### WRITTEN REQUEST
Identify the lines that contain the word "styles", then copy them.
##########
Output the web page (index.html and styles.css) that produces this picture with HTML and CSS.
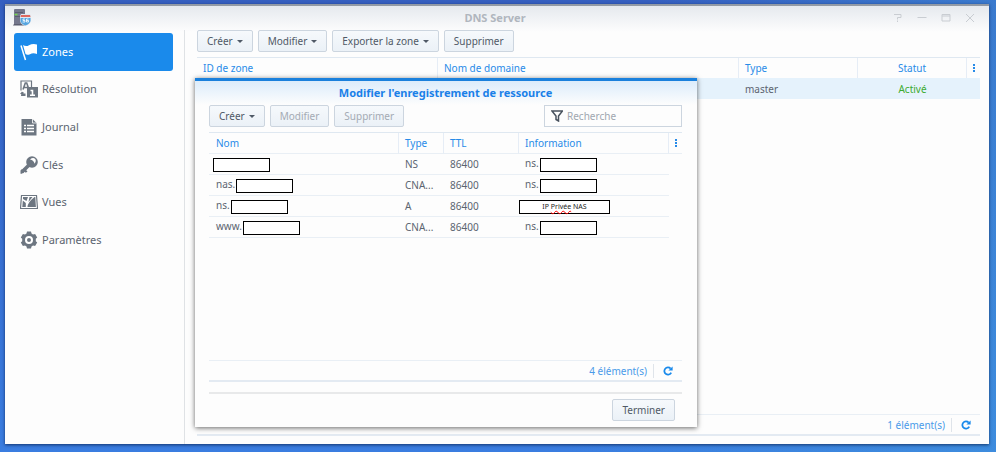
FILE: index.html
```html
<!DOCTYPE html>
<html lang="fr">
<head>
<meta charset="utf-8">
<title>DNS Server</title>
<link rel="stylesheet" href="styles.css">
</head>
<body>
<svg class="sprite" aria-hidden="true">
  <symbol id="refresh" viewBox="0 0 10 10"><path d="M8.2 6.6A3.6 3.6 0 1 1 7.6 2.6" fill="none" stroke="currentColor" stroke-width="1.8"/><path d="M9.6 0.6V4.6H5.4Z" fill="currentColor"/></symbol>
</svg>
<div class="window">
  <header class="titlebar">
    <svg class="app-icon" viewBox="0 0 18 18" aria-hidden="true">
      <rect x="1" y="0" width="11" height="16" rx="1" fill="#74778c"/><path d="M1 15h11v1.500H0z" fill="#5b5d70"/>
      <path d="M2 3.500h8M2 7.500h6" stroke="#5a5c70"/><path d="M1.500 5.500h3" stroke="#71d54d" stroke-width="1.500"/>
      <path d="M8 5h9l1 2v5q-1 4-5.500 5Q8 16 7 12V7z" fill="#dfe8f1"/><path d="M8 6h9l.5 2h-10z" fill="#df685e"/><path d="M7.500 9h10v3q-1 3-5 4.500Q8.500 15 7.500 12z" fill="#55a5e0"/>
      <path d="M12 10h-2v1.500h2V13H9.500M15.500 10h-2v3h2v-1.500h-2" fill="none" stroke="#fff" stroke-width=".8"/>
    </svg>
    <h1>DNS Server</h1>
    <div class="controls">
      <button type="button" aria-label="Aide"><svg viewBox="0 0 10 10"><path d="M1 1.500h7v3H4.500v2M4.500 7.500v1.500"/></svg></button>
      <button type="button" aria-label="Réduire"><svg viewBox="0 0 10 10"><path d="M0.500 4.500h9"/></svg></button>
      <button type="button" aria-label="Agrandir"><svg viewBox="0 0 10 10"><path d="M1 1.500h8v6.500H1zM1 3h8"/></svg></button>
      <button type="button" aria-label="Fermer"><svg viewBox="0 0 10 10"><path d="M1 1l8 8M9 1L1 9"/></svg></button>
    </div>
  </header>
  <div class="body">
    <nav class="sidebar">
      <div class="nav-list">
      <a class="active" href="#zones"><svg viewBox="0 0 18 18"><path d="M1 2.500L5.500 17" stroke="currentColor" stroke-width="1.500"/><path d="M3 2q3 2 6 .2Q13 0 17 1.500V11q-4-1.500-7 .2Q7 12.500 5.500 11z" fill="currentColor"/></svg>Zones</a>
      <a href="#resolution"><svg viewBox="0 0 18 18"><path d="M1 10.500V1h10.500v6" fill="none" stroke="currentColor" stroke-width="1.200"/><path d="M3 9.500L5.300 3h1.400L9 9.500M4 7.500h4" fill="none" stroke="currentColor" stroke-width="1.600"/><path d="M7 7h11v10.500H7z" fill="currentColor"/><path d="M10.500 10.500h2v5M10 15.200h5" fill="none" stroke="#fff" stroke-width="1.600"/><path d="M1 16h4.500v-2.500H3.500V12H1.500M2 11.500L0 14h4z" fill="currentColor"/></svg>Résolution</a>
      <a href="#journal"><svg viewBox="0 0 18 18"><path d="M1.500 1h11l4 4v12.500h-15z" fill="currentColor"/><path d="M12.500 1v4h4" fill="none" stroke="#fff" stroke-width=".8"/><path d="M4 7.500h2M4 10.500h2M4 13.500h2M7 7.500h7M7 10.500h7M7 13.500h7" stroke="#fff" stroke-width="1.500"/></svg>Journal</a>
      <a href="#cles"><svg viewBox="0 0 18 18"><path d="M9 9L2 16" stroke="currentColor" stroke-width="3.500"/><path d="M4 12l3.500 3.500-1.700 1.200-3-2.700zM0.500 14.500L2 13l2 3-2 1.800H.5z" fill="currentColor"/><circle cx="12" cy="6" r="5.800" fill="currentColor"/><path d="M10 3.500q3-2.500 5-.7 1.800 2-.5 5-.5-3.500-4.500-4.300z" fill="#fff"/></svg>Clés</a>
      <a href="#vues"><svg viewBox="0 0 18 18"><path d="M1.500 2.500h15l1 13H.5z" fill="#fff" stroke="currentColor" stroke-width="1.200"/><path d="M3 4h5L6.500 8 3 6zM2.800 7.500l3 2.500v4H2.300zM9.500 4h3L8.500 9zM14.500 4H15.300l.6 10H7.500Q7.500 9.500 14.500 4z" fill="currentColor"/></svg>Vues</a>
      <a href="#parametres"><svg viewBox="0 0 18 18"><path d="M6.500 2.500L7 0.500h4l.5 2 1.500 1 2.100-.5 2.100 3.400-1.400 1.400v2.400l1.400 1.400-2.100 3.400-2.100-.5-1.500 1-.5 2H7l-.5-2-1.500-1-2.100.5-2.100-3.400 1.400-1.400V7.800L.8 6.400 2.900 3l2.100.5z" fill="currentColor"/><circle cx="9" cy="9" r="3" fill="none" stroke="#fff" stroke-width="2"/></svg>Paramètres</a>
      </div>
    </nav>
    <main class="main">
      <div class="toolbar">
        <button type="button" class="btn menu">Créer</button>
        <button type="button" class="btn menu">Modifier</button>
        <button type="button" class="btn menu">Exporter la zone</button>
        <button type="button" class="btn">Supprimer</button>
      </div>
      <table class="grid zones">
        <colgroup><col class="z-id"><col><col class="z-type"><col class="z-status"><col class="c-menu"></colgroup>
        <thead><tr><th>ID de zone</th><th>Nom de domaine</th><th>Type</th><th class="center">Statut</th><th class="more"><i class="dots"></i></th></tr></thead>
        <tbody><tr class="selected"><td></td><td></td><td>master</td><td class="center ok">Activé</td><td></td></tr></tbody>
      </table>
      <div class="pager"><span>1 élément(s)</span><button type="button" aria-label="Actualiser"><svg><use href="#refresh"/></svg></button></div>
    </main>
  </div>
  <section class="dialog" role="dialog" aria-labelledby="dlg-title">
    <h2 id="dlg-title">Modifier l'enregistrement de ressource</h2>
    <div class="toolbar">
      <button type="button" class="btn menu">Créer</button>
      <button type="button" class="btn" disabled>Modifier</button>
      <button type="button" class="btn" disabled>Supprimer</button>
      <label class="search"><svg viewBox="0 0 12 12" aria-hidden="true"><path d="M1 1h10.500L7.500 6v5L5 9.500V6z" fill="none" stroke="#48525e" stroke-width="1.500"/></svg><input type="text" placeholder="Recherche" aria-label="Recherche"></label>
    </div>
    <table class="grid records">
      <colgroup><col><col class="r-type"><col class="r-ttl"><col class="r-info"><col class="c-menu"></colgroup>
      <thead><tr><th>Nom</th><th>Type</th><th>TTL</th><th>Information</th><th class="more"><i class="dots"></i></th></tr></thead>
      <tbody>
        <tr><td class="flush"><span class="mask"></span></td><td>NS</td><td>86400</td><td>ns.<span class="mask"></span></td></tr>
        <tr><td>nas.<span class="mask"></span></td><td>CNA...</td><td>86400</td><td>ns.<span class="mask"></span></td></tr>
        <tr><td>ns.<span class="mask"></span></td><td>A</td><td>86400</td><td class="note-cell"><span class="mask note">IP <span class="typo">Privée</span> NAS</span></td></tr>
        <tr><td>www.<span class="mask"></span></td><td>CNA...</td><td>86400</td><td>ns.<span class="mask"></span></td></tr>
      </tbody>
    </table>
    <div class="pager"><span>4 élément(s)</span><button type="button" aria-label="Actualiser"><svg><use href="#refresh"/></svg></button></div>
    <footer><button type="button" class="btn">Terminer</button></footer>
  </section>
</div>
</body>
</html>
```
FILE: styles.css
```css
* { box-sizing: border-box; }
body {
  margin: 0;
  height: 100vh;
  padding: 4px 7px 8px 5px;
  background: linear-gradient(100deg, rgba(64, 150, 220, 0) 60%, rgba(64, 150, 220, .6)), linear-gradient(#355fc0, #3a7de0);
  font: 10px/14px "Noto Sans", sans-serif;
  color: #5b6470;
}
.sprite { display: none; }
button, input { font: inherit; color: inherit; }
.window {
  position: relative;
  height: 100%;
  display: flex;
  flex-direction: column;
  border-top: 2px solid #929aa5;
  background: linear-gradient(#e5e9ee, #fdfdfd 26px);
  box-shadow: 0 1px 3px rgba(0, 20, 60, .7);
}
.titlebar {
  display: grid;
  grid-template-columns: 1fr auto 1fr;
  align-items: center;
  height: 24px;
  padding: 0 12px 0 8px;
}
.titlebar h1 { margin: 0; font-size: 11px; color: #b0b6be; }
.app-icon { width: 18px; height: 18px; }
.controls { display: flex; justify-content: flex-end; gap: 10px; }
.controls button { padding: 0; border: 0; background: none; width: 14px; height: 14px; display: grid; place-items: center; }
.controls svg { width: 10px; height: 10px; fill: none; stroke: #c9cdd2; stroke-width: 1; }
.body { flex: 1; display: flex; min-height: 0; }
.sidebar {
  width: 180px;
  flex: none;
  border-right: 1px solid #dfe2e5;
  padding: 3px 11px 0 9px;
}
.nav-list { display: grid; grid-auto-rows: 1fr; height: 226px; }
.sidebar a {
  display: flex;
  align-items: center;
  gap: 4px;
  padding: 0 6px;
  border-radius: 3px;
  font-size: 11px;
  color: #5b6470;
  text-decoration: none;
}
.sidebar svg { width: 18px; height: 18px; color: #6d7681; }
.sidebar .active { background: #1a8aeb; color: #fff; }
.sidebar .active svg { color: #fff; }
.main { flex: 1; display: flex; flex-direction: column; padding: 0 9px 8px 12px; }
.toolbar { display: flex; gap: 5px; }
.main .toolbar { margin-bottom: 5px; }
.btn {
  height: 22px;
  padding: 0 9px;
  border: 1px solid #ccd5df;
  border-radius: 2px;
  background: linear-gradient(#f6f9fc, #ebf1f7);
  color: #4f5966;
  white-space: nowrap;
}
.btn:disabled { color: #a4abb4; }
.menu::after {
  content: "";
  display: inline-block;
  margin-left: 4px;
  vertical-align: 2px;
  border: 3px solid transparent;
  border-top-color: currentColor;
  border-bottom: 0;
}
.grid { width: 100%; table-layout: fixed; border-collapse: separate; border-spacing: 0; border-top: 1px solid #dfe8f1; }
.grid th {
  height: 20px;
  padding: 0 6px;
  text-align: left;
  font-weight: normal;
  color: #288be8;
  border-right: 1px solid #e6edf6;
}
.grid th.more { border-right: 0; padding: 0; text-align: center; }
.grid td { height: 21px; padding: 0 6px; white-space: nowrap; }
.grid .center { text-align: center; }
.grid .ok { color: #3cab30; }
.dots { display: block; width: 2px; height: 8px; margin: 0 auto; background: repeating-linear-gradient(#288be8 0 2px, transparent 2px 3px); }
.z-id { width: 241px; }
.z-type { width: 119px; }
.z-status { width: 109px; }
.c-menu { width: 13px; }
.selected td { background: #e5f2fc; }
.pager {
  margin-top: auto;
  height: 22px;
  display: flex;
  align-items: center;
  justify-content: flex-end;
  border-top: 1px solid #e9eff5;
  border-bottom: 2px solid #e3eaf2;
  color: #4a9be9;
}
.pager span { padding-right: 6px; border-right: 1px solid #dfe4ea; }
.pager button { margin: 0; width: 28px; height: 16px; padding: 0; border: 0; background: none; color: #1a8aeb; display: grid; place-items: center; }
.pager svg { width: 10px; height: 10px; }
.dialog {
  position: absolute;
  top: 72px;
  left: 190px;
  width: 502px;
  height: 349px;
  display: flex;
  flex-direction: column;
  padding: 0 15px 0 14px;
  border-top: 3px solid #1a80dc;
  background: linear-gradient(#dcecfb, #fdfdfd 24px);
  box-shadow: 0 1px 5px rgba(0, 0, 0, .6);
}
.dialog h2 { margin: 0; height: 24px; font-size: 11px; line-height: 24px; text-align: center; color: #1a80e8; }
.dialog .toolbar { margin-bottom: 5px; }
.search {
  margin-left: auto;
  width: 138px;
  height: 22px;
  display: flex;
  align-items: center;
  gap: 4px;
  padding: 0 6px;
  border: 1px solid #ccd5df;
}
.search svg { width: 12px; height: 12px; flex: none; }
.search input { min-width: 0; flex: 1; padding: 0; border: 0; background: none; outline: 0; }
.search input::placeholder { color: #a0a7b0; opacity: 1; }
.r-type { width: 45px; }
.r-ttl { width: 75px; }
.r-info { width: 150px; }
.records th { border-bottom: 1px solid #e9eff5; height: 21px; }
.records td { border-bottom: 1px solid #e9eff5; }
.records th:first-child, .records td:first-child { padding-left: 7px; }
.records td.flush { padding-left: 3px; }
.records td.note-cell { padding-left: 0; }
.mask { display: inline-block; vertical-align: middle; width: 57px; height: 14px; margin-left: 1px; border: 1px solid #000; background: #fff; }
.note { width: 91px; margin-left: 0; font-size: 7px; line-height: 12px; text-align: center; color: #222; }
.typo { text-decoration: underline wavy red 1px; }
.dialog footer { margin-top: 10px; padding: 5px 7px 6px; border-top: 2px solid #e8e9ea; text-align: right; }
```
##########
### RESULT BELOW
Output the web page (index.html and styles.css) that produces this picture with HTML and CSS.
<link rel="stylesheet" href="styles.css">
FILE: styles.css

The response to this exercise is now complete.